The fact remains that the magnitude of the IEA’s intervention was relatively trivial. Sixty million barrels amounts to only about 70% of daily production. While crude oil pricing is established by each marginal barrel over demand, the fact that it is to be released over time suggests there might be a million barrel daily surplus for a couple of months. All things equal, it would seem reasonable to expect a change in WTI pricing to, say, $105 – $115 (the middle of our assumed equilibrium range) as the IEA surplus runs off. (Of course, the IEA can always intervene again.)
It should be obvious to all that “speculation” does not drive prices higher in any meaningful way. For every buyer of crude futures there is a seller. If one wants to blame financial markets for higher gas prices at the pump then one should blame high levels of overall market sponsorship, which derives directly from high levels of investor leverage, which in turn is generated directly by banks through their lending and prime brokerage divisions, which ultimately derives from easy global monetary conditions. Blame the Fed and the BOE.
So we think that the global marketplace for crude oil is naturally biased to trend towards pricing that global policy makers find problematic (too high vis-à-vis wages), and that global policy makers are desperately applying short-term fixes. They will lose. The marketplace reigns supreme over time whether or not there is temporary froth in futures.
We think that the impact of discrete policy interference on market pricing is declining and increasingly short-lived because it pales next to the dominant (and necessary) policy of base money creation. The global financial markets weakened over the last two months as it became clear that the Fed was going to suspend direct quantitative easing. Crude oil prices did not “play ball” (weaken) because demand is inelastic and equilibrium pricing was fair. It took a cynical gimmick by policy makers to make a temporary impact. Confidence in the global public sector’s ability to manage near-term resource pricing is declining and perhaps that much closer to being ignored. Investors looking for freer markets can only migrate to one place —hard assets.
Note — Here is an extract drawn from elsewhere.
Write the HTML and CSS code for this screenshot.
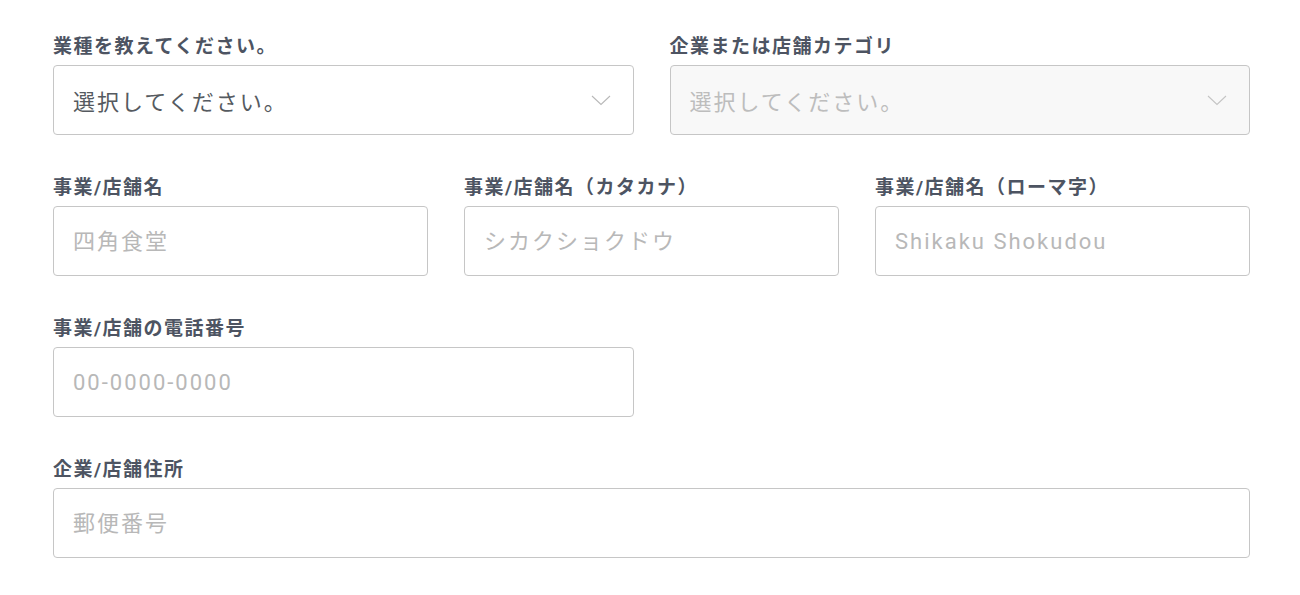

Investors in shares of energy companies, which are ultimately financial asset expressions of the true cost of energy in the global marketplace, are subject to the vagaries of changing sentiment of fickle and poorly-funded financial asset players without strategic conviction who are influenced by daily news flow. This beta risk is diminishing. The longer energy and other commodities show resilience, the more sponsorship resource shares will gain in the equity markets. True investors are biting the bullet, and more and more are not being shaken out of positions while fundamentals are on their side.
Infellation
Speaking of cynical gimmicks, Dow Jones reported last month that congressional aides for Democrats and Republicans were close to an agreement that would save up to $220 billion over the next decade by “changing how the Consumer Price Index is calculated”. (It is difficult to know where to begin with this one.)
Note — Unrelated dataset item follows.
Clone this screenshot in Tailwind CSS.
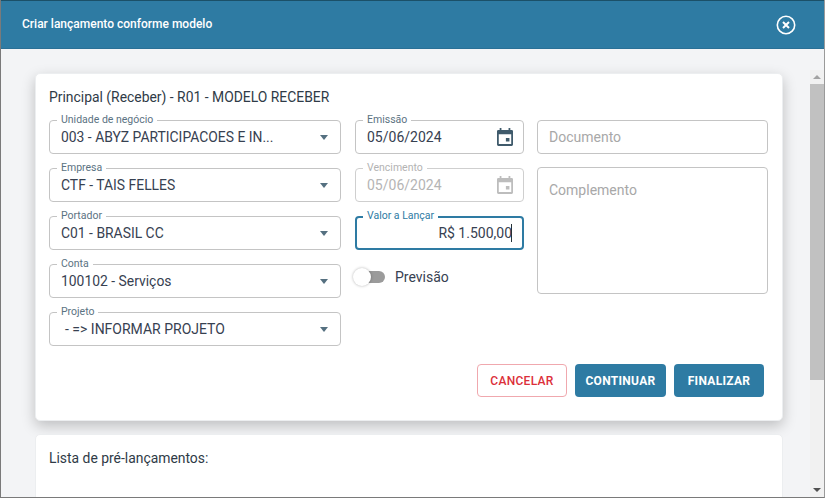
<!DOCTYPE html>
<html lang="pt-BR">
<head>
    <meta charset="UTF-8">
    <title>Criar lançamento conforme modelo</title>
    <script src="https://cdn.jsdelivr.net/npm/@tailwindcss/browser@4"></script>
</head>
<body class="overflow-hidden bg-[#f3f4f6] font-['Roboto',sans-serif]">
    <div class="w-[825px] h-[498px] flex flex-col overflow-hidden border-l border-b border-r border-[#7a7a7a] border-r-[#9a9a9a]">
        <!-- Header -->
        <header class="h-[49px] shrink-0 bg-[#2e7ba3] border-t border-t-[#1b5068] border-b border-b-[#2a7096] flex items-center justify-between pl-[21px] pr-[28px]">
            <h1 class="text-white text-[12px] font-medium -translate-y-px">Criar lançamento conforme modelo</h1>
            <svg width="20" height="20" viewBox="0 0 20 20" fill="none" stroke="white">
                <circle cx="10" cy="10" r="8.7" stroke-width="1.6"/>
                <path d="M7 7l6 6M13 7l-6 6" stroke-width="2"/>
            </svg>
        </header>

        <div class="flex flex-1 min-h-0">
            <!-- Content -->
            <main class="w-[809px] pl-[34px] pr-[27px] pt-[24px] overflow-hidden">
                <section class="h-[348px] bg-white rounded-[5px] border border-[#eceef0] shadow-[0_5px_14px_rgba(0,0,0,0.22)] pt-[13px] pl-[13px] pr-[13px]">
                    <h2 class="text-[13.9px] leading-[20px] text-[#2f3b47]">Principal (Receber) - R01 - MODELO RECEBER</h2>

                    <div class="flex gap-[14px] mt-[13px]">
                        <!-- Left column -->
                        <div class="w-[292px] flex flex-col gap-[14px]">
                            <div class="relative h-[34px] rounded-[4px] border border-[#c4c4c4] flex items-center justify-between pl-[11px] pr-[12px]">
                                <span class="absolute -top-[8px] left-[7px] bg-white px-[4px] text-[10.5px] leading-[14px] text-[#5b7282]">Unidade de negócio</span>
                                <span class="text-[13.9px] text-[#374151]">003 - ABYZ PARTICIPACOES E IN...</span>
                                <span class="w-0 h-0 border-x-[4.5px] border-x-transparent border-t-[5px] border-t-[#557080]"></span>
                            </div>
                            <div class="relative h-[34px] rounded-[4px] border border-[#c4c4c4] flex items-center justify-between pl-[11px] pr-[12px]">
                                <span class="absolute -top-[8px] left-[7px] bg-white px-[4px] text-[10.5px] leading-[14px] text-[#5b7282]">Empresa</span>
                                <span class="text-[13.9px] text-[#374151]">CTF - TAIS FELLES</span>
                                <span class="w-0 h-0 border-x-[4.5px] border-x-transparent border-t-[5px] border-t-[#557080]"></span>
                            </div>
                            <div class="relative h-[34px] rounded-[4px] border border-[#c4c4c4] flex items-center justify-between pl-[11px] pr-[12px]">
                                <span class="absolute -top-[8px] left-[7px] bg-white px-[4px] text-[10.5px] leading-[14px] text-[#5b7282]">Portador</span>
                                <span class="text-[13.9px] text-[#374151]">C01 - BRASIL CC</span>
                                <span class="w-0 h-0 border-x-[4.5px] border-x-transparent border-t-[5px] border-t-[#557080]"></span>
                            </div>
                            <div class="relative h-[34px] rounded-[4px] border border-[#c4c4c4] flex items-center justify-between pl-[11px] pr-[12px]">
                                <span class="absolute -top-[8px] left-[7px] bg-white px-[4px] text-[10.5px] leading-[14px] text-[#5b7282]">Conta</span>
                                <span class="text-[13.9px] text-[#374151]">100102 - Serviços</span>
                                <span class="w-0 h-0 border-x-[4.5px] border-x-transparent border-t-[5px] border-t-[#557080]"></span>
                            </div>
                            <div class="relative h-[34px] rounded-[4px] border border-[#c4c4c4] flex items-center justify-between pl-[15px] pr-[12px]">
                                <span class="absolute -top-[8px] left-[7px] bg-white px-[4px] text-[10.5px] leading-[14px] text-[#5b7282]">Projeto</span>
                                <span class="text-[14px] text-[#374151]">- =&gt; INFORMAR PROJETO</span>
                                <span class="w-0 h-0 border-x-[4.5px] border-x-transparent border-t-[5px] border-t-[#557080]"></span>
                            </div>
                        </div>

                        <!-- Middle column -->
                        <div class="w-[169px] flex flex-col gap-[14px]">
                            <div class="relative h-[34px] rounded-[4px] border border-[#c4c4c4] flex items-center justify-between pl-[11px] pr-[10px]">
                                <span class="absolute -top-[8px] left-[7px] bg-white px-[4px] text-[10.5px] leading-[14px] text-[#5b7282]">Emissão</span>
                                <span class="text-[14px] text-[#374151]">05/06/2024</span>
                                <svg width="16" height="18" viewBox="0 0 18 20" fill="#3f5a6b"><path d="M3 0h2v2h8V0h2v2h1.500A1.500 1.500 0 0 1 18 3.500v15a1.500 1.500 0 0 1-1.500 1.500h-15A1.500 1.500 0 0 1 0 18.500v-15A1.500 1.500 0 0 1 1.500 2H3V0zM2 7v11h14V7H2zm8 4h4v4h-4v-4z" fill-rule="evenodd"/></svg>
                            </div>
                            <div class="relative h-[34px] rounded-[4px] border border-[#cfcfcf] flex items-center justify-between pl-[11px] pr-[10px]">
                                <span class="absolute -top-[8px] left-[7px] bg-white px-[4px] text-[10.5px] leading-[14px] text-[#b3b3b3]">Vencimento</span>
                                <span class="text-[14px] text-[#b5b5b5]">05/06/2024</span>
                                <svg width="16" height="18" viewBox="0 0 18 20" fill="#bdbdbd"><path d="M3 0h2v2h8V0h2v2h1.500A1.500 1.500 0 0 1 18 3.500v15a1.500 1.500 0 0 1-1.500 1.500h-15A1.500 1.500 0 0 1 0 18.500v-15A1.500 1.500 0 0 1 1.500 2H3V0zM2 7v11h14V7H2zm8 4h4v4h-4v-4z" fill-rule="evenodd"/></svg>
                            </div>
                            <div class="relative h-[34px] rounded-[4px] border-2 border-[#2e7ba3] flex items-center justify-end pr-[10px]">
                                <span class="absolute -top-[9px] left-[6px] bg-white px-[4px] text-[10.5px] leading-[14px] text-[#2e7ba3]">Valor a Lançar</span>
                                <span class="text-[14px] text-[#374151]">R$ 1.500,00</span>
                                <span class="absolute right-[10px] top-[6px] w-px h-[18px] bg-[#263238]"></span>
                            </div>
                            <div class="relative h-[34px] -mt-[4px] flex items-center pl-[40px] text-[14px] text-[#374151]">
                                <span class="absolute left-[12px] top-[11px] w-[18px] h-[12px] rounded-r-full bg-[#9b9b9b]"></span>
                                <span class="absolute left-[-2px] top-[8px] w-[18px] h-[18px] rounded-full bg-white shadow-[0_0_3px_rgba(0,0,0,0.3)]"></span>
                                Previsão
                            </div>
                        </div>

                        <!-- Right column -->
                        <div class="w-[231px] -ml-px flex flex-col gap-[13px]">
                            <div class="h-[34px] rounded-[4px] border border-[#c4c4c4] flex items-center pl-[11px] text-[14px] text-[#a8a8a8]">Documento</div>
                            <div class="h-[127px] rounded-[4px] border border-[#c4c4c4] pl-[11px] pt-[13px] text-[14px] leading-[18px] text-[#a8a8a8]">Complemento</div>
                        </div>
                    </div>

                    <!-- Actions -->
                    <div class="flex justify-end gap-[8px] mt-[18px] pr-[5px]">
                        <button class="w-[90px] h-[33px] rounded-[4px] bg-white border border-[#f0a8ae] text-[#dc2f3a] text-[12px] font-medium tracking-[0.3px]">CANCELAR</button>
                        <button class="w-[91px] h-[33px] rounded-[4px] bg-[#2e7ba3] text-white text-[12px] font-bold tracking-[0.3px]">CONTINUAR</button>
                        <button class="w-[90px] h-[33px] rounded-[4px] bg-[#2e7ba3] text-white text-[12px] font-bold tracking-[0.3px]">FINALIZAR</button>
                    </div>
                </section>

                <section class="mt-[13px] h-[100px] bg-white rounded-[5px] border border-[#eceef0] pt-[13px] pl-[13px]">
                    <h2 class="text-[13.9px] leading-[20px] text-[#2f3b47]">Lista de pré-lançamentos:</h2>
                </section>
            </main>

            <!-- Scrollbar -->
            <div class="flex-1 flex flex-col items-center pt-[21px]">
                <div class="w-[14px] flex-1 bg-[#f1f1f1] flex flex-col items-center">
                    <span class="mt-[5px] w-0 h-0 border-x-[4px] border-x-transparent border-b-[4px] border-b-[#a3a3a3]"></span>
                    <span class="mt-[5px] w-full h-[296px] bg-[#c1c1c1]"></span>
                    <span class="mt-auto mb-[5px] w-0 h-0 border-x-[4px] border-x-transparent border-t-[4px] border-t-[#505050]"></span>
                </div>
            </div>
        </div>
    </div>
</body>
</html>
First, if there was ever any question in serious economists’ or investors’ minds about whether the CPI is accurately calculated presently, then this news should completely dispel any doubt. It should be obvious to all that calculations ostensibly produced by the Bureau of Labor Statistics are corrupted by political maneuvering and budget negotiations and that its output is economically worthless. Looking forward, it is inconceivable that serious observers expect the CPI to be an honest and objective indicator of “inflation”.
The Bureau of Labor Statistics
(Inflation is kept in a secret compartment.)

Fred Sheehan, offered the following: “I think Sir John Cowperthwaithe, Britain’s financial secretary to Hong Kong in the 1950s, was on to something. He did not allow his government to collect statistics for fear the statistics themselves would define policy. In the U.S., this is seen in our infatuation with «growth» no matter the human and material wreckage choking in the gutter, a sure sign of our government’s and of the economic establishment’s senility.”2 Fred’s comments were in response to the following note from a reader of his blog:
“In 1977 I accidentally ran into a high school friend of mine who had taken an advanced degree in mathematics and statistical analysis. He was working for Federal Reserve Chairman Arthur Burn’s Fed. He informed me that he was working on a new methodology of calculating the inflation rate. When I asked what it was based on he demurred saying it was «Classified Secret.» I was truly stunned. He did imply that, when done, the new methodology would greatly reduce the reported value. Sure enough, during the Volcker Fed, the new methodology was introduced and has been modified since then to greatly reduce the reported numbers. It made the Volcker effort at controlling inflation seem much more effective than it actually was.
However, if one takes 1965 as the starting year for the present acceleration of inflation it can be shown that, on average, the cost of living has gone up about 1400%. And, the total money supply has also grown —up to 2008— about the same. So, a person willing to do the research can always by-pass short-term obfuscation and see the truth through widely available published costs of living.” 3
We cannot confirm the veracity of the reader’s claims above. Regardless, since everyone agrees with Milton Friedman that “inflation is always and everywhere a monetary phenomenon”, the synchronicity of his numbers makes perfect sense.

So Congress is determining the US “inflation rate”. Perhaps it feels that purchasing power loss is subject to interpretation and that Congress knows best how to calculate that? Or maybe the members of Congress collectively believe it is in the public’s best interest to be lied to and that the public is either too stupid to figure it out or too lazy to care? (They might be right.)
Whatever the case, we are glad we do not have jobs with salary increases tied to the CPI; glad we are not retired and collecting social security; and glad we are not relying on TIPs to protect us from “inflation”.
The next time someone of ostensibly good economic pedigree suggests that inflation is not a problem, cut him off and ask him he means CPI, and then ask him if he is talking about pre- or post-Kennedy, Clinton or Bush era CPI, and then pre- or post-2011 budget negotiation CPI. Then ask him how much he paid for his degree.